Verstreut auf der ganzen Welt
Heute leben etwa 94.000 Bucharajuden auf der ganzen Welt. Der Großteil von ihnen, etwa 60.000, wohnt in Israel, weitere 25.000 haben in den USA eine neue Heimat gefunden. Die größte europäische Gemeinde der Bucharajuden mit etwa 2000 Mitgliedern existiert in Wien, aber auch in Deutschland wurde vor kurzem eine erste Synagoge geweiht, in Hannover. Egal, wo sie sich niederlassen, die Bucharajuden wollen immer an ihren Traditionen und Familienwerten festhalten: die Gehorsamkeit der Frauen gegenüber den Männern und die gegenseitige Fürsorge in den großen Familien. Diese Familientraditionen werden wohl auch der Grund sein, wenn auch der Rabbiner Aron Sijanov Buchara eines Tages verlassen wird:
"Ich habe sieben Kinder. Sechs von ihnen sind ausgewandert. Nur einer, der Jüngste ist hier mit mir geblieben. Wenn er mit seiner Familie irgendwann auch weg will, was bleibt mir übrig? Ich bin ja alt, mit wem soll ich hier bleiben, wer wird mich pflegen? Aber ehrlich gesagt, ich will gar nicht weg. Ich will mein Volk hier nicht verlassen, alle Riten, alle Gebete, alles mache ich hier. Ich habe einst fünf Schüler vorbereitet, dachte, sie werden meine Nachfolger sein, aber auch die sind mittlerweile weg."

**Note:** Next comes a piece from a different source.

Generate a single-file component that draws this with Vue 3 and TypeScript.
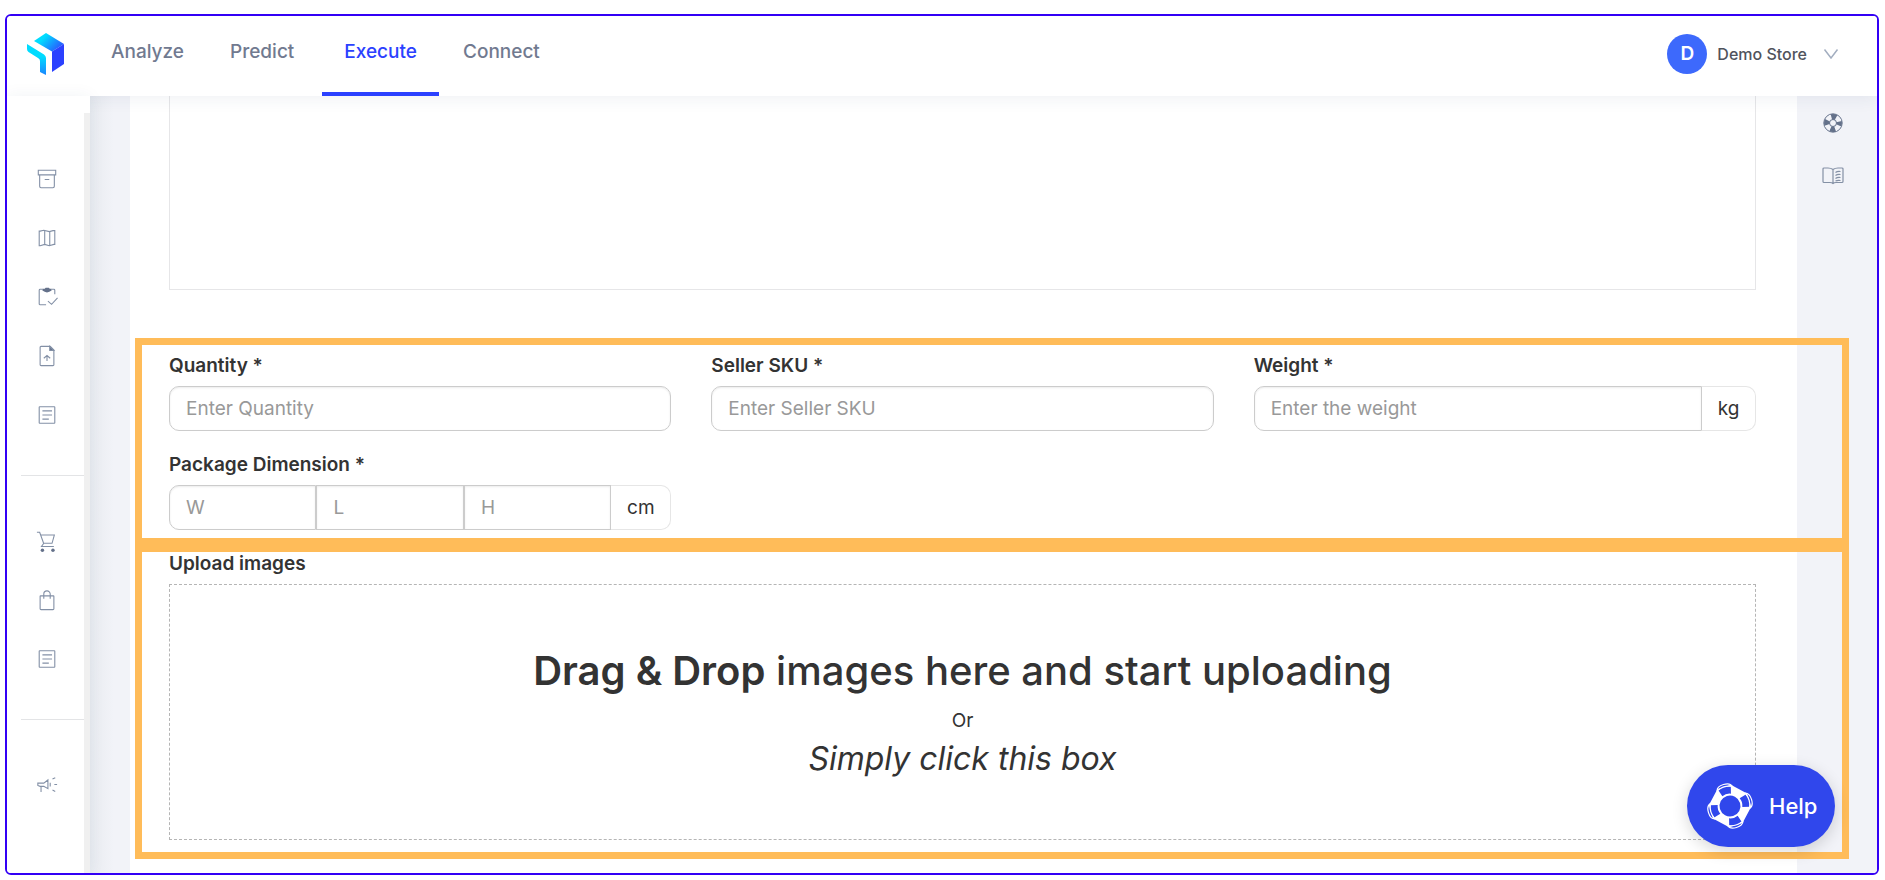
<script setup lang="ts">
import { ref } from 'vue'

interface NavItem { label: string; active?: boolean }
interface SideItem { label: string; icon: string }
interface Side { place: string; items: SideItem[] }

const nav: NavItem[] = [
  { label: 'Analyze' },
  { label: 'Predict' },
  { label: 'Execute', active: true },
  { label: 'Connect' },
]

const groups: Side[] = [
  {
    place: 'first',
    items: [
      { label: 'Inventory', icon: 'M2.5 2.5h19v5h-19zM4 7.5v12.5a1.500 1.500 0 0 0 1.500 1.500h13a1.500 1.500 0 0 0 1.500-1.500V7.500M9.500 12.500h5' },
      { label: 'Map', icon: 'M3.500 4.500h1l4-1 6 1.500 4-1h2v15h-1l-5 1.500-5-1.500-5 1.500h-1zM9.500 3.500V19M15 5v15.500' },
      { label: 'Tasks', icon: 'M7 3.500H4.500A1 1 0 0 0 3.500 4.500v15a1 1 0 0 0 1 1h6.500M17 3.500h2.500a1 1 0 0 1 1 1V9M13 16.500l4 3.500L23.500 13' },
      { label: 'Upload', icon: 'M15.500 1.500H5.500A1 1 0 0 0 4.500 2.500v19a1 1 0 0 0 1 1h13a1 1 0 0 0 1-1V5.500zM12 17.500v-6M8.500 14.500l3.500-3 3.500 3' },
      { label: 'Listings', icon: 'M4 3h16a.5.5 0 0 1 .5.5v17a.5.5 0 0 1-.5.5H4a.5.5 0 0 1-.5-.5v-17A.5.5 0 0 1 4 3zM7 7.500h10.500M7 12h10.500M7 16.500h7' },
    ],
  },
  {
    place: 'second',
    items: [
      { label: 'Cart', icon: 'M1 2.500h3L8.500 15M5.500 5.500h14.500l-2.500 9H8.500L6 18h13.500' },
      { label: 'Orders', icon: 'M5 7.500h14a.5.5 0 0 1 .5.5v13.500a1 1 0 0 1-1 1H5.500a1 1 0 0 1-1-1V8a.5.5 0 0 1 .5-.5zM8.500 10.500V5.500a3.500 3.500 0 0 1 7 0v5' },
      { label: 'Reports', icon: 'M4 3h16a.5.5 0 0 1 .5.5v17a.5.5 0 0 1-.5.5H4a.5.5 0 0 1-.5-.5v-17A.5.5 0 0 1 4 3zM7 7.500h10.500M7 12h10.500M7 16.500h7' },
    ],
  },
  {
    place: 'third',
    items: [
      { label: 'Campaigns', icon: 'M2 10h6.500L13 6.500v9.500l-4.500-2.500H4.500L2 12.500zM5.500 13.500v6M15.500 9.500v4M18 5.500l3-1.500M20 11.500h3M18 17.500l3 1.500' },
    ],
  },
]

const quantity = ref('')
const sku = ref('')
const weight = ref('')
const description = ref('')
const dims = ref([
  { hint: 'W', name: 'Width', value: '' },
  { hint: 'L', name: 'Length', value: '' },
  { hint: 'H', name: 'Height', value: '' },
])
</script>

<template>
  <div class="page">
    <div class="frame">
      <header class="header">
        <a class="logo" href="#" aria-label="Home">
          <svg width="38" height="42" viewBox="0 0 38 42">
            <defs>
              <linearGradient id="roof" x1="0" y1="0" x2="1" y2="0.600">
                <stop offset="0.350" stop-color="#00dcff" />
                <stop offset="1" stop-color="#2958ff" />
              </linearGradient>
              <linearGradient id="stem" x1="0" y1="0" x2="0" y2="1">
                <stop offset="0.400" stop-color="#00dcff" />
                <stop offset="1" stop-color="#1b86ff" />
              </linearGradient>
            </defs>
            <path d="M7 8L19 0L37 11L25 18.500Z" fill="url(#roof)" />
            <path d="M37 11V31L25 39V18.500Z" fill="#2b41ff" />
            <path d="M0 11L17 21.500Q19 23 19 25V42L13 39V28Q13 26 11 25L1.500 19Q0 18 0 16Z" fill="url(#stem)" />
          </svg>
        </a>
        <nav class="nav">
          <a v-for="n in nav" :key="n.label" href="#" class="tab" :class="{ active: n.active }">{{ n.label }}</a>
        </nav>
        <button class="account" type="button">
          <span class="avatar">D</span>
          <span class="store">Demo Store</span>
          <svg width="16" height="12" viewBox="0 0 16 12" fill="none" stroke="#a3aec0" stroke-width="1.500"><path d="M1.500 1.500L8 10L14.500 1.500" /></svg>
        </button>
      </header>

      <div class="body">
        <aside class="sidebar">
          <div class="menu">
            <div v-for="g in groups" :key="g.place" class="group" :class="g.place">
              <a v-for="s in g.items" :key="s.label" href="#" class="side-link" :aria-label="s.label">
                <svg width="22" height="22" viewBox="0 0 24 24" fill="none" stroke="#8390a6" stroke-width="1.200">
                  <path :d="s.icon" />
                  <path v-if="s.label === 'Tasks'" d="M7 3h2.500l1-1h3.500l1 1H17v2q-5 4-10 0z" fill="#64718a" stroke="none" />
                  <path v-if="s.label === 'Upload'" d="M15 1.500L19.500 6H15z" fill="#64718a" />
                  <g v-if="s.label === 'Cart'" fill="#64718a" stroke="none"><circle cx="7" cy="22" r="1.900" /><circle cx="18.500" cy="22" r="1.900" /></g>
                </svg>
              </a>
            </div>
          </div>
        </aside>

        <main class="content">
          <textarea v-model="description" class="description" aria-label="Description"></textarea>

          <section class="panel details">
            <div class="field">
              <label for="quantity">Quantity *</label>
              <div class="control"><input id="quantity" v-model="quantity" type="text" placeholder="Enter Quantity"></div>
            </div>
            <div class="field">
              <label for="sku">Seller SKU *</label>
              <div class="control"><input id="sku" v-model="sku" type="text" placeholder="Enter Seller SKU"></div>
            </div>
            <div class="field">
              <label for="weight">Weight *</label>
              <div class="control">
                <input id="weight" v-model="weight" type="text" placeholder="Enter the weight">
                <span class="unit kg">kg</span>
              </div>
            </div>
            <div class="field">
              <label for="dim-W">Package Dimension *</label>
              <div class="control">
                <input v-for="d in dims" :id="'dim-' + d.hint" :key="d.hint" v-model="d.value" type="text" :placeholder="d.hint" :aria-label="d.name">
                <span class="unit">cm</span>
              </div>
            </div>
          </section>

          <section class="panel upload">
            <label for="images">Upload images</label>
            <button id="images" class="drop" type="button">
              <span class="lead"><strong>Drag &amp; Drop</strong> images here and start uploading</span>
              <span class="or">Or</span>
              <em class="hint">Simply click this box</em>
            </button>
          </section>
        </main>

        <aside class="rail">
          <a href="#" aria-label="Support">
            <svg width="20" height="20" viewBox="0 0 20 20" fill="none">
              <circle cx="10" cy="10" r="6.200" stroke="#64718a" stroke-width="5.500" stroke-dasharray="4.870 4.870" stroke-dashoffset="2.435" />
              <circle cx="10" cy="10" r="9.200" stroke="#64718a" />
              <circle cx="10" cy="10" r="3.500" stroke="#64718a" />
            </svg>
          </a>
          <a href="#" aria-label="Guide">
            <svg width="22" height="18" viewBox="0 0 22 18" fill="none" stroke="#8490a5" stroke-width="1.200">
              <path d="M11 2.500Q9 1 6 1H2a1 1 0 0 0-1 1v12.500a1 1 0 0 0 1 1h6q2 0 3 1 1-1 3-1h6a1 1 0 0 0 1-1V2a1 1 0 0 0-1-1h-4q-3 0-5 1.500zV16" />
              <path d="M13.500 5.500q2-1.500 5-1M13.500 8.500q2-1.500 5-1M13.500 11.500q2-1.500 5-1M13.500 14q2-1 5-.5" />
            </svg>
          </a>
        </aside>
      </div>
    </div>

    <button class="help" type="button">
      <svg width="46" height="46" viewBox="0 0 46 46" fill="none">
        <g transform="rotate(-17 23 23) rotate(45 23 23) rotate(-45 23 23)">
          <path d="M16 3H30L43 16V30L30 43H16L3 30V16Z" fill="#fff" />
          <g v-for="a in [0, 90, 180, 270]" :key="a" :transform="`rotate(${a} 23 23)`">
            <path d="M16.500 4.500Q23 1.500 29.500 4.500L27.500 11.500Q23 9.500 18.500 11.500Z" fill="#3047ec" />
            <path d="M15 5Q16 .5 23 .5Q30 .5 31 5" stroke="#fff" stroke-width="1.200" />
            <path d="M16 4.500Q23 1.500 30 4.500" stroke="#fff" stroke-width="1.200" />
          </g>
          <circle cx="23" cy="23" r="10.500" fill="#3047ec" />
        </g>
      </svg>
      <span>Help</span>
    </button>
  </div>
</template>

<style>
body { margin: 0; background: #fff; }
</style>

<style scoped>
* { box-sizing: border-box; }
.page {
  position: relative;
  min-height: 100vh;
  padding: 14px 6px 5px 5px;
  font-family: Inter, "Liberation Sans", sans-serif;
  font-optical-sizing: none;
  font-size: 19px;
  line-height: 24px;
  color: #333;
}
input, button, textarea { font: inherit; color: inherit; font-optical-sizing: inherit; }
.frame { border: 2px solid #3300f5; border-radius: 6px; overflow: hidden; }
.header {
  position: relative;
  z-index: 2;
  display: flex;
  height: 80px;
  padding-right: 38px;
  background: #fff;
  box-shadow: 0 2px 16px rgba(40, 60, 100, 0.080);
}
.logo { margin: 17px 24px 0 20px; height: 42px; }
.logo svg, .rail svg, .side-link svg { display: block; }
.nav { display: flex; flex: 1; gap: 2px; }
.tab {
  padding: 24px 22px 0;
  color: #717a90;
  text-decoration: none;
  font-weight: 500;
  border-bottom: 4px solid transparent;
}
.tab.active { margin-left: 4px; color: #2b41ff; border-color: #2b41ff; }
.account {
  display: flex;
  align-items: center;
  align-self: flex-start;
  gap: 10px;
  height: 40px;
  margin-top: 18px;
  padding: 0;
  border: 0;
  background: none;
  color: #50535c;
  font-size: 16px;
  font-weight: 500;
}
.avatar {
  width: 40px;
  line-height: 40px;
  border-radius: 50%;
  background: #3d69fc;
  color: #fff;
  font-size: 19px;
  font-weight: 600;
  text-align: center;
}
.store { margin-right: 6px; }
.body {
  display: grid;
  grid-template-columns: 83px minmax(0, 1fr) 80px;
}
.sidebar {
  position: relative;
  z-index: 3;
  padding-top: 17px;
  background: #fff;
  box-shadow: 0 0 16px rgba(40, 60, 100, 0.060);
}
.menu { height: 100%; border-right: 6px solid #f0f0f0; }
.group { display: flex; flex-direction: column; gap: 37px; padding: 55px 0 0 29px; }
.second, .third { position: relative; margin-top: 49px; }
.second::before, .third::before {
  content: "";
  position: absolute;
  top: 0;
  left: 14px;
  right: 0;
  height: 1px;
  background: #e3e4e6;
}
.side-link { height: 22px; width: 22px; }
.content {
  position: relative;
  z-index: 1;
  padding: 0 0 14px 40px;
  background: linear-gradient(to right, #e8ebf0, #f2f3f8 24px, #f2f3f8 40px, #fff 40px);
}
.description {
  display: block;
  width: calc(100% - 80px);
  height: 194px;
  margin: 0 41px 48px 39px;
  border: 1px solid #e6e6e8;
  border-top: 0;
  background: none;
  resize: none;
}
.panel {
  margin: 0 -52px 0 5px;
  border: 7px solid #ffbc59;
  padding: 0 86px 0 27px;
}
.details {
  display: grid;
  grid-template-columns: repeat(3, minmax(0, 1fr));
  gap: 22px 40px;
  padding-top: 9px;
  padding-bottom: 8px;
}
label { display: block; font-weight: 600; }
.control { display: flex; height: 45px; margin-top: 8px; }
.control input {
  flex: 1;
  min-width: 0;
  padding: 0 16px;
  border: 1px solid #ccc;
  border-radius: 0;
  background: #fff;
  box-shadow: inset 0 1px 2px rgba(0, 0, 0, 0.080);
  outline: none;
}
.control input:first-child { border-radius: 10px 0 0 10px; }
.control input:only-child { border-radius: 10px; }
.control input::placeholder { color: #999; opacity: 1; }
.unit {
  width: 60px;
  border: 1px solid #e6e6e6;
  border-left: 0;
  border-radius: 0 10px 10px 0;
  line-height: 43px;
  text-align: center;
}
.unit.kg { width: 54px; }
.upload { padding-bottom: 12px; }
.upload label { margin-bottom: 8px; }
.drop {
  display: flex;
  flex-direction: column;
  align-items: center;
  width: 100%;
  padding: 60px 0 60px;
  border: 1px dashed #b5b5b5;
  background: none;
}
.lead { font-size: 40px; line-height: 52px; font-weight: 500; }
.lead strong { font-weight: 600; }
.or { margin-top: 12px; }
.hint { font-size: 32px; line-height: 40px; margin-top: 6px; }
.rail {
  background: #f2f3f8;
  display: flex;
  flex-direction: column;
  align-items: center;
  gap: 34px;
  padding: 17px 8px 0 0;
}
.help {
  position: absolute;
  z-index: 4;
  right: 50px;
  bottom: 33px;
  display: flex;
  align-items: center;
  gap: 16px;
  width: 148px;
  height: 82px;
  padding: 0 0 0 20px;
  border: 0;
  border-radius: 41px;
  background: #3047ec;
  color: #fff;
  font-size: 22px;
  font-weight: 500;
  box-shadow: 0 4px 16px rgba(0, 0, 0, 0.160);
}
</style>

Wer weiß, vielleicht gibt es bald gar keine Juden mehr in Buchara? Daran möchte der Rabbi gar nicht denken. Lieber packt er schnell seine Gebetsbücher weg. Der Gottesdienst in der Synagoge ist mittlerweile zu Ende, bevor der erste Stern am Himmel steht, möchte er zu Hause sein. Dort, am gedeckten Sabbat-Tisch warten sein Sohn, die Schwiegertochter und zahlreiche Enkelkinder auf ihn – auf Aron Sijanov, den möglicherweise letzten Rabbi von Buchara.